I'm building up a casual bike and want to put standard non-clipless, non-toe clip pedals on. Nashbar says theirs are 338g. Anything lighter out there without going crazy expensive?


----------



## dannyg1 (Sep 26, 2005)

cmd miler said:


> I'm building up a casual bike and want to put standard non-clipless, non-toe clip pedals on. Nashbar says theirs are 338g. Anything lighter out there without going crazy expensive?



Keep these clean and don't abuse them (by kicking them up against walls and such.No pedal strikes) an they'll last a good long time. They do have a 150lb weight limit (or some such) but Ive got a 250lb friend that mashes on them and they've held up for over a year.

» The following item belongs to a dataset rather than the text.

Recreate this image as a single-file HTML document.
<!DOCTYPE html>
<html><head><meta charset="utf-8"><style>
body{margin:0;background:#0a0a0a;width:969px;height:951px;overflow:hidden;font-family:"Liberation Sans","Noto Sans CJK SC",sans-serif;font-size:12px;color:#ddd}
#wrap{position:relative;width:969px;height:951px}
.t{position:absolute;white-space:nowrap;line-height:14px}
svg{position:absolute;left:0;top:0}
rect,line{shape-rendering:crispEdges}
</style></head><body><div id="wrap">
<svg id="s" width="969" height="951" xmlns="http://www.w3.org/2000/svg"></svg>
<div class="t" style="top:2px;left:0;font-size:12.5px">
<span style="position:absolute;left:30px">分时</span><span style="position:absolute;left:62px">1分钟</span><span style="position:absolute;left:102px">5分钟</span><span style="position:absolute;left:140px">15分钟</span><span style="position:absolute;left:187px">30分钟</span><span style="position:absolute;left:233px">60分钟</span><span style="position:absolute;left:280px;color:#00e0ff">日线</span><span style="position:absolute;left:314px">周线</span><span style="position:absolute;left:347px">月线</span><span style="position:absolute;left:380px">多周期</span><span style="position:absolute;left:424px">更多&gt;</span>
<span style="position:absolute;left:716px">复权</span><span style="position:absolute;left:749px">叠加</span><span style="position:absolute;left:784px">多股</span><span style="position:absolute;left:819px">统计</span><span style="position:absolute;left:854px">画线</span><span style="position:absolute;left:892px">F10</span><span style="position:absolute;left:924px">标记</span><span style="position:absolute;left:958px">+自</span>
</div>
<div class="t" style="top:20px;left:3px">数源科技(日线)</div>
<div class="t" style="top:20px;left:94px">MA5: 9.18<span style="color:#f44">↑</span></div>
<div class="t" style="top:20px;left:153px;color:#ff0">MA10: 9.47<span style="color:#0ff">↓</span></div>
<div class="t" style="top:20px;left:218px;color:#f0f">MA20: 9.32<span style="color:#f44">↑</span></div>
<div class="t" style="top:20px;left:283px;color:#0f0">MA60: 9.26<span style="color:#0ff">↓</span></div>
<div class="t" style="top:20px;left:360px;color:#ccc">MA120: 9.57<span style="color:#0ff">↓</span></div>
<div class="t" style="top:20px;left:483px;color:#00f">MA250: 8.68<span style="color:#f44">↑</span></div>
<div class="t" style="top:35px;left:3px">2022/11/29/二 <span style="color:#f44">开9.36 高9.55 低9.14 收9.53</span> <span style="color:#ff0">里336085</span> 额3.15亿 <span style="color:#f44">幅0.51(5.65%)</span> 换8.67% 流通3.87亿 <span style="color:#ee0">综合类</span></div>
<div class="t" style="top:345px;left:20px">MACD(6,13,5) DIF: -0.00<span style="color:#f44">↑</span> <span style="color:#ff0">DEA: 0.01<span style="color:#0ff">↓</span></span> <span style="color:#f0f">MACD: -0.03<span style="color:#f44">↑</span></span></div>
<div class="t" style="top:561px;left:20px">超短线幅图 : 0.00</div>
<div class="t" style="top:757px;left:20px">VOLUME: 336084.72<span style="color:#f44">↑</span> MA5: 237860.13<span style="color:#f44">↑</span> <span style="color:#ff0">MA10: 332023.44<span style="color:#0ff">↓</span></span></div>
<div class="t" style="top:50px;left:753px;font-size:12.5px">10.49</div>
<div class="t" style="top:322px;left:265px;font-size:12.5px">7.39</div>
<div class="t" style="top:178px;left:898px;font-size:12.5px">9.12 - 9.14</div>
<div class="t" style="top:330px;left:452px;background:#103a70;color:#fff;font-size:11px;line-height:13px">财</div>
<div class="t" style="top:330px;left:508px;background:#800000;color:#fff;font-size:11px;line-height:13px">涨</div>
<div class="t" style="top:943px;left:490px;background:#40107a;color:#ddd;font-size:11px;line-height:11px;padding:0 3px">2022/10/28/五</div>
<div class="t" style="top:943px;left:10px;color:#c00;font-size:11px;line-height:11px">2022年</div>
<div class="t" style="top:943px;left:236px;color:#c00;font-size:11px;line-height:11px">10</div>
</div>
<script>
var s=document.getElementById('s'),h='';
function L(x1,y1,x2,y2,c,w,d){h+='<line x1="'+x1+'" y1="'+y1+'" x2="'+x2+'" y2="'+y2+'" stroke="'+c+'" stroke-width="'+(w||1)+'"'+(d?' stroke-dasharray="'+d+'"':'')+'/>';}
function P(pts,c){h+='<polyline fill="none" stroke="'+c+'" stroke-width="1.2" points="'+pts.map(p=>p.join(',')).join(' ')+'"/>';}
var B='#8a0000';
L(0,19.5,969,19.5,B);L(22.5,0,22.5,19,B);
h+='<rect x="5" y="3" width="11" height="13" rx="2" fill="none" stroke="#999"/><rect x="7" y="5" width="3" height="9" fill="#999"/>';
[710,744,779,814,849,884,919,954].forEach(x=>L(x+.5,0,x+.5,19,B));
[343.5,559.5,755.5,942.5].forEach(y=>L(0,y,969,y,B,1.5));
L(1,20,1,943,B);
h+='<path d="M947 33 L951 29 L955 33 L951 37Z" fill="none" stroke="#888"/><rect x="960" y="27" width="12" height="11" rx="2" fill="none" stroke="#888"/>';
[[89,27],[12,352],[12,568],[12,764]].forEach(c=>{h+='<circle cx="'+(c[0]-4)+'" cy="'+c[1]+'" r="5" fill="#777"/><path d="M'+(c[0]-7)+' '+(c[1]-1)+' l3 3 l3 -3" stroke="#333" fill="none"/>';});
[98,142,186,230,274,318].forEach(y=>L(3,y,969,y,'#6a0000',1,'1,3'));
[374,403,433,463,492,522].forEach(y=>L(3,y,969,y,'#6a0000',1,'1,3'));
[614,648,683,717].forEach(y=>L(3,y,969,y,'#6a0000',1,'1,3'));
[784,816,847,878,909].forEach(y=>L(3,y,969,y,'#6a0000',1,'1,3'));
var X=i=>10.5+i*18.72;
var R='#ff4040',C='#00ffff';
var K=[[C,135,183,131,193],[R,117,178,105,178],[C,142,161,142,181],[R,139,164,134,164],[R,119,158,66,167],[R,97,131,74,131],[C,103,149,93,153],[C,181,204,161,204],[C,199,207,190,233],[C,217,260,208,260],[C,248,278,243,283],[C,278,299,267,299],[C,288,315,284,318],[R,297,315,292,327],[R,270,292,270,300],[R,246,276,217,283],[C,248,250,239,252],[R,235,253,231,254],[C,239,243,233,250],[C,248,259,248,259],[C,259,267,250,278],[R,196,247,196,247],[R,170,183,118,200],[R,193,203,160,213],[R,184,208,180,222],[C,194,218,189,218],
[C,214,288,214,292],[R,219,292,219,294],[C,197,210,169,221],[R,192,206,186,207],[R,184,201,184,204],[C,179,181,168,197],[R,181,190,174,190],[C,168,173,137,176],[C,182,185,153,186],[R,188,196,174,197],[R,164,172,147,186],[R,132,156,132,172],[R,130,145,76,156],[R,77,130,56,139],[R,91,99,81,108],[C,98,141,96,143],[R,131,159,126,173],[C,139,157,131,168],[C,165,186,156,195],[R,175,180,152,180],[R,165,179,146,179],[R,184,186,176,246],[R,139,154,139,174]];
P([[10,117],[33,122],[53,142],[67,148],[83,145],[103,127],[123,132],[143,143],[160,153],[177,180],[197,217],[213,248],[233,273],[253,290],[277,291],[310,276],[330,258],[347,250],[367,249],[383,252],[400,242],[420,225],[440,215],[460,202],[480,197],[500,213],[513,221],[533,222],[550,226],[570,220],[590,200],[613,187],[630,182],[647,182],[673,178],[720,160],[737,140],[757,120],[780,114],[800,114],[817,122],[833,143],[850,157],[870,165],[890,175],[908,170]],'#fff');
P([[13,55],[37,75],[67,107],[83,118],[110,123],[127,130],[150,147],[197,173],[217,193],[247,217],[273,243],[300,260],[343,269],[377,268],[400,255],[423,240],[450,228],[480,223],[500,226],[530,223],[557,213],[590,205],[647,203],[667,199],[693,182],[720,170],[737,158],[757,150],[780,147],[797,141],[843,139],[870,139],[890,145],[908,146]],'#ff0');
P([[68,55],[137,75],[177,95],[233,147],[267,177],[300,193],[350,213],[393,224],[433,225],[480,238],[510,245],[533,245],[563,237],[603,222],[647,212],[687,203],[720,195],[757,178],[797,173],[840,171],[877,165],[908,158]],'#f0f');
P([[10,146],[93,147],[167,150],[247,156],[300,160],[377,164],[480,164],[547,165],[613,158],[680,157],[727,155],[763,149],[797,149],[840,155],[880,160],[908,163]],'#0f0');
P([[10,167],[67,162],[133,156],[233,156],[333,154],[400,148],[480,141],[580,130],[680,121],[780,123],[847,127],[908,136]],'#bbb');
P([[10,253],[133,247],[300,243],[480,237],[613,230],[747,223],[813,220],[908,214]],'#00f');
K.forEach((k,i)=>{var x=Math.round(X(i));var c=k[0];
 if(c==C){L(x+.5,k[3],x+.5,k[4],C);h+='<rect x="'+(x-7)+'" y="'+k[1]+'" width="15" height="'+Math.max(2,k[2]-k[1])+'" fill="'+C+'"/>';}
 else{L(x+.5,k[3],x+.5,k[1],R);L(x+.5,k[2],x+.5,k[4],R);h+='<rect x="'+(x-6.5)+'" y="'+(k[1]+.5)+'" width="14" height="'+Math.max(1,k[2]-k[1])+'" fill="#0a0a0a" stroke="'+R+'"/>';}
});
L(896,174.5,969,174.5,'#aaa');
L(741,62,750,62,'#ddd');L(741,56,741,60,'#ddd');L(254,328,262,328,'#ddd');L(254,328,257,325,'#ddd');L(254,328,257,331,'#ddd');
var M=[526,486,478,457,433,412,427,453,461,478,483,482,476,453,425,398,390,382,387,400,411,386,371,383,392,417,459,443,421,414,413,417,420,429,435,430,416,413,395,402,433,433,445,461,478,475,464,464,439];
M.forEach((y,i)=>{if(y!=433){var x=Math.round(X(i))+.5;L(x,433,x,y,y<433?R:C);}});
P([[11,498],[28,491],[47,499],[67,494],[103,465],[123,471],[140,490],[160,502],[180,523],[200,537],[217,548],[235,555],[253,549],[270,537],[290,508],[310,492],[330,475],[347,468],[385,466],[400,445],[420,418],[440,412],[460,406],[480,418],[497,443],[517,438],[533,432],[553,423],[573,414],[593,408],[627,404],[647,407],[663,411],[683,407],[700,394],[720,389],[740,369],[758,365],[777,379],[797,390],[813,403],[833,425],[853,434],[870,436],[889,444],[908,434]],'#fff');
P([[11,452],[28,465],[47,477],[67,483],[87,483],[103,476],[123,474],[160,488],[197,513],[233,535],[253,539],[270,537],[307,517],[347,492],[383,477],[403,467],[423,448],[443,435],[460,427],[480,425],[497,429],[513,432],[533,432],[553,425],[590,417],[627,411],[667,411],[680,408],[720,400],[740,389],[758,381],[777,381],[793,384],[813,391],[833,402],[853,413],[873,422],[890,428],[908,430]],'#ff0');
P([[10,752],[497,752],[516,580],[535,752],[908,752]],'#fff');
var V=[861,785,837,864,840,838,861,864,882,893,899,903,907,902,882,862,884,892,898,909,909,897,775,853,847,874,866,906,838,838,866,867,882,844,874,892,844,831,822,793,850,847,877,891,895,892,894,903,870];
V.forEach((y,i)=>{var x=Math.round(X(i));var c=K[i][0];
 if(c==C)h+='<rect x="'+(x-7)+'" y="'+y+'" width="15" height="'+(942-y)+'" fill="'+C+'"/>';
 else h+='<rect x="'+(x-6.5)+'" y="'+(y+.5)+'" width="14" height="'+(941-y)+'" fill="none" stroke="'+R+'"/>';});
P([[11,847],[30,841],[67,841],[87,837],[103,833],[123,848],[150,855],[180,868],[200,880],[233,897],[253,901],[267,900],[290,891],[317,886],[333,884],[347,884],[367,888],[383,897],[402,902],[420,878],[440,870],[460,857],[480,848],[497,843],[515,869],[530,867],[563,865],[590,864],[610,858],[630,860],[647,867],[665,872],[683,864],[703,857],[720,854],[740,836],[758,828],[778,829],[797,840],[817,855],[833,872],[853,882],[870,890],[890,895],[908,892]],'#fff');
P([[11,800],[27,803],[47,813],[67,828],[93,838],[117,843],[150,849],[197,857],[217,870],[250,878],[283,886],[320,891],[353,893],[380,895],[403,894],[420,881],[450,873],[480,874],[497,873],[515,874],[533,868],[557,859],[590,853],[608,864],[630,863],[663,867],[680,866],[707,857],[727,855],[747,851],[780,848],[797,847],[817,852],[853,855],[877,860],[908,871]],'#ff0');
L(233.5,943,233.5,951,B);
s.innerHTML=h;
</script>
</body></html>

http://cgi.ebay.com/Wellgo-WR-1-Dua...ZWD1VQQ_trksidZp1638.m118.l1247QQcmdZViewItem

Danny


----------



## racer713 (Mar 7, 2008)

Check out Odyssey Twisted PC plastic pedals - durable, light and cheap. BMX style


----------



## mikbowyer (Feb 20, 2006)

racer713 said:


> Check out Odyssey Twisted PC plastic pedals - durable, light and cheap. BMX style


what he said, they're awesome. I have them on my new tranceX1 almost all the time, I will never go back to platform/clipless


----------



## Cruzer2424 (Feb 8, 2005)

I have no clue why you posted this here. I think the probably belongs on MTBR.

Wellgo makes some magnesium pedals. Super light. Not a clue how much. I would guess around $80.


----------